# start of SOURCE EXCERPT

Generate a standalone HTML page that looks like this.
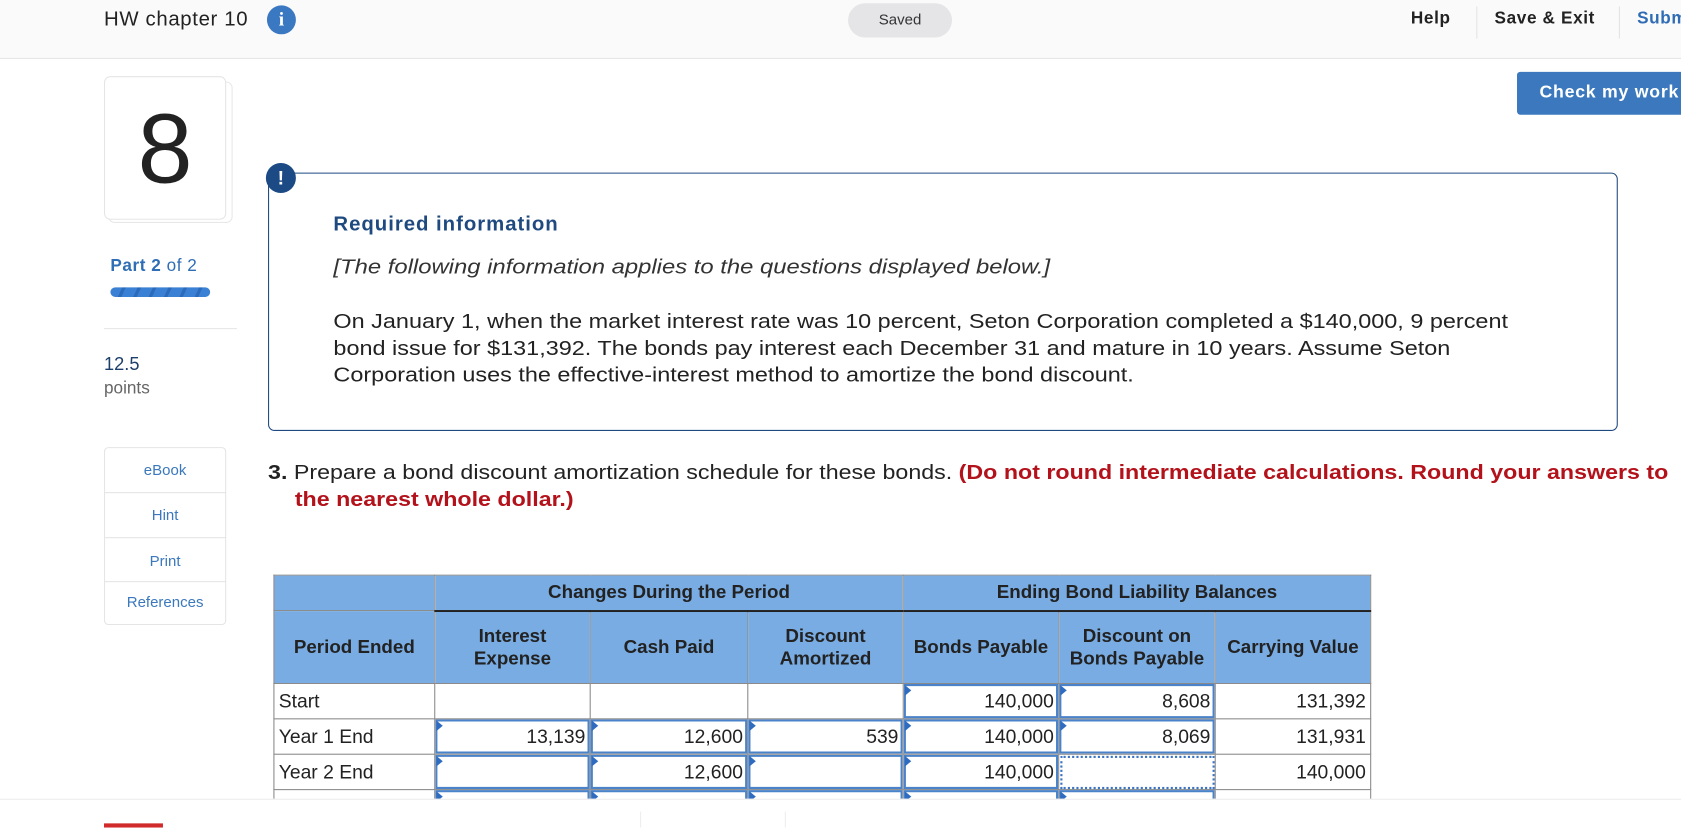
<!DOCTYPE html>
<html><head><meta charset="utf-8"><style>
*{margin:0;padding:0;box-sizing:border-box}
html,body{width:1681px;height:828px;overflow:hidden;background:#fff;font-family:"Liberation Sans",sans-serif;color:#222}
#w{position:absolute;left:0;top:0;width:1568px;height:772px;transform:scale(1.0721);transform-origin:0 0;overflow:hidden}
.a{position:absolute;white-space:nowrap}
.hdr{position:absolute;left:0;top:0;width:1568px;height:55px;background:#fafafa;border-bottom:1px solid #e6e6e6}
table{position:absolute;left:255px;top:536px;border-collapse:collapse;font-size:18px;table-layout:fixed}
td{border:1px solid #8a8a8a;height:33px;padding:0 4px;position:relative}
.h td{background:#78ace3;font-weight:bold;text-align:center;color:#222;line-height:21px;font-size:17.5px}
.r{text-align:right}
.in{box-shadow:inset 0 0 0 2px #4a83c9}
.in::before{content:"";position:absolute;left:1px;top:1px;border-left:6px solid #2f6cc0;border-top:5px solid transparent;border-bottom:5px solid transparent}
.dot{outline:2px dotted #3a74c4;outline-offset:-3px}
.t{font-size:19px;transform-origin:0 0}
</style></head><body><div id="w">
<div class="hdr"></div>
<div class="a" style="left:97px;top:8px;font-size:19px;color:#222;letter-spacing:0.6px">HW chapter 10</div>
<div class="a" style="left:249px;top:5px;width:27px;height:27px;border-radius:50%;background:#3b78c2;color:#fff;font:bold 18px 'Liberation Serif',serif;text-align:center;line-height:27px">i</div>
<div class="a" style="left:791px;top:3px;width:97px;height:32px;border-radius:16px;background:#e5e5e8;font-size:14px;color:#333;text-align:center;line-height:30px">Saved</div>
<div class="a" style="left:1316px;top:9px;font-size:16px;font-weight:bold;letter-spacing:0.6px">Help</div>
<div class="a" style="left:1377px;top:6px;width:1px;height:30px;background:#e3e3e3"></div>
<div class="a" style="left:1394px;top:9px;font-size:16px;font-weight:bold;letter-spacing:0.6px">Save &amp; Exit</div>
<div class="a" style="left:1510px;top:6px;width:1px;height:30px;background:#e3e3e3"></div>
<div class="a" style="left:1527px;top:9px;font-size:16px;font-weight:bold;color:#2f6cb5;letter-spacing:0.6px">Submit</div>
<div class="a" style="left:1415px;top:67px;width:170px;height:40px;border-radius:3px;background:#3b78bd;color:#fff;font-size:16.5px;font-weight:bold;line-height:39px;padding-left:21px;letter-spacing:0.7px">Check my work</div>

<div class="a" style="left:101px;top:76px;width:116px;height:132px;border:1px solid #e8e8e8;border-radius:6px;background:#fff"></div>
<div class="a" style="left:97px;top:71px;width:114px;height:134px;border:1px solid #e5e5e5;border-radius:6px;background:#fff;font-size:92px;text-align:center;line-height:134px;color:#222">8</div>
<div class="a" style="left:103px;top:240px;font-size:16px;color:#2f6db5;letter-spacing:0.5px"><b>Part 2</b> of 2</div>
<div class="a" style="left:103px;top:268px;width:93px;height:9px;border-radius:5px;background:repeating-linear-gradient(115deg,#3a80d4 0 10px,#2c6bbb 10px 13px)"></div>
<div class="a" style="left:97px;top:306px;width:124px;height:1px;background:#e6e6e6"></div>
<div class="a" style="left:97px;top:330px;font-size:17px;color:#1d3f6b">12.5</div>
<div class="a" style="left:97px;top:354px;font-size:16px;color:#666">points</div>
<div class="a" style="left:97px;top:417px;width:114px;height:166px;border:1px solid #e5e5e5;border-radius:4px"></div>
<div class="a" style="left:97px;top:459px;width:114px;height:1px;background:#e5e5e5"></div>
<div class="a" style="left:97px;top:501px;width:114px;height:1px;background:#e5e5e5"></div>
<div class="a" style="left:97px;top:542px;width:114px;height:1px;background:#e5e5e5"></div>
<div class="a" style="left:97px;top:430px;width:114px;text-align:center;font-size:14px;color:#3b78bd">eBook</div>
<div class="a" style="left:97px;top:472px;width:114px;text-align:center;font-size:14px;color:#3b78bd">Hint</div>
<div class="a" style="left:97px;top:515px;width:114px;text-align:center;font-size:14px;color:#3b78bd">Print</div>
<div class="a" style="left:97px;top:553px;width:114px;text-align:center;font-size:14px;color:#3b78bd">References</div>

<div class="a" style="left:250px;top:161px;width:1259px;height:241px;border:1px solid #1f4a80;border-radius:6px"></div>
<div class="a" style="left:248px;top:152px;width:28px;height:28px;border-radius:50%;background:#1b4a84;color:#fff;font-weight:bold;font-size:18px;text-align:center;line-height:28px">!</div>
<div class="a" style="left:311px;top:199px;font-size:19px;font-weight:bold;color:#1f4a80;letter-spacing:0.9px">Required information</div>
<div class="a t" style="left:311px;top:239px;font-style:italic;color:#333;transform:scaleX(1.17)">[The following information applies to the questions displayed below.]</div>
<div class="a t" style="left:311px;top:288px;line-height:25px;color:#222;transform:scaleX(1.15)">On January 1, when the market interest rate was 10 percent, Seton Corporation completed a $140,000, 9 percent<br>bond issue for $131,392. The bonds pay interest each December 31 and mature in 10 years. Assume Seton<br>Corporation uses the effective-interest method to amortize the bond discount.</div>
<div class="a t" style="left:250px;top:429px;line-height:25px;transform:scaleX(1.14)"><b>3.</b> Prepare a bond discount amortization schedule for these bonds. <b style="color:#b3121b">(Do not round intermediate calculations. Round your answers to</b></div>
<div class="a t" style="left:275px;top:454px;line-height:25px;transform:scaleX(1.14)"><b style="color:#b3121b">the nearest whole dollar.)</b></div>

<table>
<colgroup><col style="width:150px"><col style="width:145px"><col style="width:147px"><col style="width:145px"><col style="width:145px"><col style="width:146px"><col style="width:145px"></colgroup>
<tr class="h"><td></td><td colspan="3" style="border-bottom:2px solid #222">Changes During the Period</td><td colspan="3" style="border-bottom:2px solid #222">Ending Bond Liability Balances</td></tr>
<tr class="h" style="height:68px"><td>Period Ended</td><td>Interest<br>Expense</td><td>Cash Paid</td><td>Discount<br>Amortized</td><td>Bonds Payable</td><td>Discount on<br>Bonds Payable</td><td>Carrying Value</td></tr>
<tr><td>Start</td><td></td><td></td><td></td><td class="r in">140,000</td><td class="r in">8,608</td><td class="r">131,392</td></tr>
<tr><td>Year 1 End</td><td class="r in">13,139</td><td class="r in">12,600</td><td class="r in">539</td><td class="r in">140,000</td><td class="r in">8,069</td><td class="r">131,931</td></tr>
<tr><td>Year 2 End</td><td class="r in"></td><td class="r in">12,600</td><td class="r in"></td><td class="r in">140,000</td><td class="r dot"></td><td class="r">140,000</td></tr>
<tr><td>Year 3 End</td><td class="r in"></td><td class="r in">12,600</td><td class="r in"></td><td class="r in">140,000</td><td class="r in"></td><td class="r">140,000</td></tr>
</table>
<div class="a" style="left:0;top:745px;width:1568px;height:27px;background:#fff;border-top:1px solid #ececec"></div>
<div class="a" style="left:597px;top:757px;width:1px;height:15px;background:#eee"></div>
<div class="a" style="left:732px;top:757px;width:1px;height:15px;background:#eee"></div>
<div class="a" style="left:97px;top:768px;width:55px;height:4px;background:#d12a2a"></div>
</div></body></html>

# end of SOURCE EXCERPT

▶ WHAT TO DO
Return the material word for word. Pictures are not part of the copy.

▶ ANSWER
Generate a standalone HTML page that looks like this.
<!DOCTYPE html>
<html><head><meta charset="utf-8"><style>
*{margin:0;padding:0;box-sizing:border-box}
html,body{width:1681px;height:828px;overflow:hidden;background:#fff;font-family:"Liberation Sans",sans-serif;color:#222}
#w{position:absolute;left:0;top:0;width:1568px;height:772px;transform:scale(1.0721);transform-origin:0 0;overflow:hidden}
.a{position:absolute;white-space:nowrap}
.hdr{position:absolute;left:0;top:0;width:1568px;height:55px;background:#fafafa;border-bottom:1px solid #e6e6e6}
table{position:absolute;left:255px;top:536px;border-collapse:collapse;font-size:18px;table-layout:fixed}
td{border:1px solid #8a8a8a;height:33px;padding:0 4px;position:relative}
.h td{background:#78ace3;font-weight:bold;text-align:center;color:#222;line-height:21px;font-size:17.5px}
.r{text-align:right}
.in{box-shadow:inset 0 0 0 2px #4a83c9}
.in::before{content:"";position:absolute;left:1px;top:1px;border-left:6px solid #2f6cc0;border-top:5px solid transparent;border-bottom:5px solid transparent}
.dot{outline:2px dotted #3a74c4;outline-offset:-3px}
.t{font-size:19px;transform-origin:0 0}
</style></head><body><div id="w">
<div class="hdr"></div>
<div class="a" style="left:97px;top:8px;font-size:19px;color:#222;letter-spacing:0.6px">HW chapter 10</div>
<div class="a" style="left:249px;top:5px;width:27px;height:27px;border-radius:50%;background:#3b78c2;color:#fff;font:bold 18px 'Liberation Serif',serif;text-align:center;line-height:27px">i</div>
<div class="a" style="left:791px;top:3px;width:97px;height:32px;border-radius:16px;background:#e5e5e8;font-size:14px;color:#333;text-align:center;line-height:30px">Saved</div>
<div class="a" style="left:1316px;top:9px;font-size:16px;font-weight:bold;letter-spacing:0.6px">Help</div>
<div class="a" style="left:1377px;top:6px;width:1px;height:30px;background:#e3e3e3"></div>
<div class="a" style="left:1394px;top:9px;font-size:16px;font-weight:bold;letter-spacing:0.6px">Save &amp; Exit</div>
<div class="a" style="left:1510px;top:6px;width:1px;height:30px;background:#e3e3e3"></div>
<div class="a" style="left:1527px;top:9px;font-size:16px;font-weight:bold;color:#2f6cb5;letter-spacing:0.6px">Submit</div>
<div class="a" style="left:1415px;top:67px;width:170px;height:40px;border-radius:3px;background:#3b78bd;color:#fff;font-size:16.5px;font-weight:bold;line-height:39px;padding-left:21px;letter-spacing:0.7px">Check my work</div>

<div class="a" style="left:101px;top:76px;width:116px;height:132px;border:1px solid #e8e8e8;border-radius:6px;background:#fff"></div>
<div class="a" style="left:97px;top:71px;width:114px;height:134px;border:1px solid #e5e5e5;border-radius:6px;background:#fff;font-size:92px;text-align:center;line-height:134px;color:#222">8</div>
<div class="a" style="left:103px;top:240px;font-size:16px;color:#2f6db5;letter-spacing:0.5px"><b>Part 2</b> of 2</div>
<div class="a" style="left:103px;top:268px;width:93px;height:9px;border-radius:5px;background:repeating-linear-gradient(115deg,#3a80d4 0 10px,#2c6bbb 10px 13px)"></div>
<div class="a" style="left:97px;top:306px;width:124px;height:1px;background:#e6e6e6"></div>
<div class="a" style="left:97px;top:330px;font-size:17px;color:#1d3f6b">12.5</div>
<div class="a" style="left:97px;top:354px;font-size:16px;color:#666">points</div>
<div class="a" style="left:97px;top:417px;width:114px;height:166px;border:1px solid #e5e5e5;border-radius:4px"></div>
<div class="a" style="left:97px;top:459px;width:114px;height:1px;background:#e5e5e5"></div>
<div class="a" style="left:97px;top:501px;width:114px;height:1px;background:#e5e5e5"></div>
<div class="a" style="left:97px;top:542px;width:114px;height:1px;background:#e5e5e5"></div>
<div class="a" style="left:97px;top:430px;width:114px;text-align:center;font-size:14px;color:#3b78bd">eBook</div>
<div class="a" style="left:97px;top:472px;width:114px;text-align:center;font-size:14px;color:#3b78bd">Hint</div>
<div class="a" style="left:97px;top:515px;width:114px;text-align:center;font-size:14px;color:#3b78bd">Print</div>
<div class="a" style="left:97px;top:553px;width:114px;text-align:center;font-size:14px;color:#3b78bd">References</div>

<div class="a" style="left:250px;top:161px;width:1259px;height:241px;border:1px solid #1f4a80;border-radius:6px"></div>
<div class="a" style="left:248px;top:152px;width:28px;height:28px;border-radius:50%;background:#1b4a84;color:#fff;font-weight:bold;font-size:18px;text-align:center;line-height:28px">!</div>
<div class="a" style="left:311px;top:199px;font-size:19px;font-weight:bold;color:#1f4a80;letter-spacing:0.9px">Required information</div>
<div class="a t" style="left:311px;top:239px;font-style:italic;color:#333;transform:scaleX(1.17)">[The following information applies to the questions displayed below.]</div>
<div class="a t" style="left:311px;top:288px;line-height:25px;color:#222;transform:scaleX(1.15)">On January 1, when the market interest rate was 10 percent, Seton Corporation completed a $140,000, 9 percent<br>bond issue for $131,392. The bonds pay interest each December 31 and mature in 10 years. Assume Seton<br>Corporation uses the effective-interest method to amortize the bond discount.</div>
<div class="a t" style="left:250px;top:429px;line-height:25px;transform:scaleX(1.14)"><b>3.</b> Prepare a bond discount amortization schedule for these bonds. <b style="color:#b3121b">(Do not round intermediate calculations. Round your answers to</b></div>
<div class="a t" style="left:275px;top:454px;line-height:25px;transform:scaleX(1.14)"><b style="color:#b3121b">the nearest whole dollar.)</b></div>

<table>
<colgroup><col style="width:150px"><col style="width:145px"><col style="width:147px"><col style="width:145px"><col style="width:145px"><col style="width:146px"><col style="width:145px"></colgroup>
<tr class="h"><td></td><td colspan="3" style="border-bottom:2px solid #222">Changes During the Period</td><td colspan="3" style="border-bottom:2px solid #222">Ending Bond Liability Balances</td></tr>
<tr class="h" style="height:68px"><td>Period Ended</td><td>Interest<br>Expense</td><td>Cash Paid</td><td>Discount<br>Amortized</td><td>Bonds Payable</td><td>Discount on<br>Bonds Payable</td><td>Carrying Value</td></tr>
<tr><td>Start</td><td></td><td></td><td></td><td class="r in">140,000</td><td class="r in">8,608</td><td class="r">131,392</td></tr>
<tr><td>Year 1 End</td><td class="r in">13,139</td><td class="r in">12,600</td><td class="r in">539</td><td class="r in">140,000</td><td class="r in">8,069</td><td class="r">131,931</td></tr>
<tr><td>Year 2 End</td><td class="r in"></td><td class="r in">12,600</td><td class="r in"></td><td class="r in">140,000</td><td class="r dot"></td><td class="r">140,000</td></tr>
<tr><td>Year 3 End</td><td class="r in"></td><td class="r in">12,600</td><td class="r in"></td><td class="r in">140,000</td><td class="r in"></td><td class="r">140,000</td></tr>
</table>
<div class="a" style="left:0;top:745px;width:1568px;height:27px;background:#fff;border-top:1px solid #ececec"></div>
<div class="a" style="left:597px;top:757px;width:1px;height:15px;background:#eee"></div>
<div class="a" style="left:732px;top:757px;width:1px;height:15px;background:#eee"></div>
<div class="a" style="left:97px;top:768px;width:55px;height:4px;background:#d12a2a"></div>
</div></body></html>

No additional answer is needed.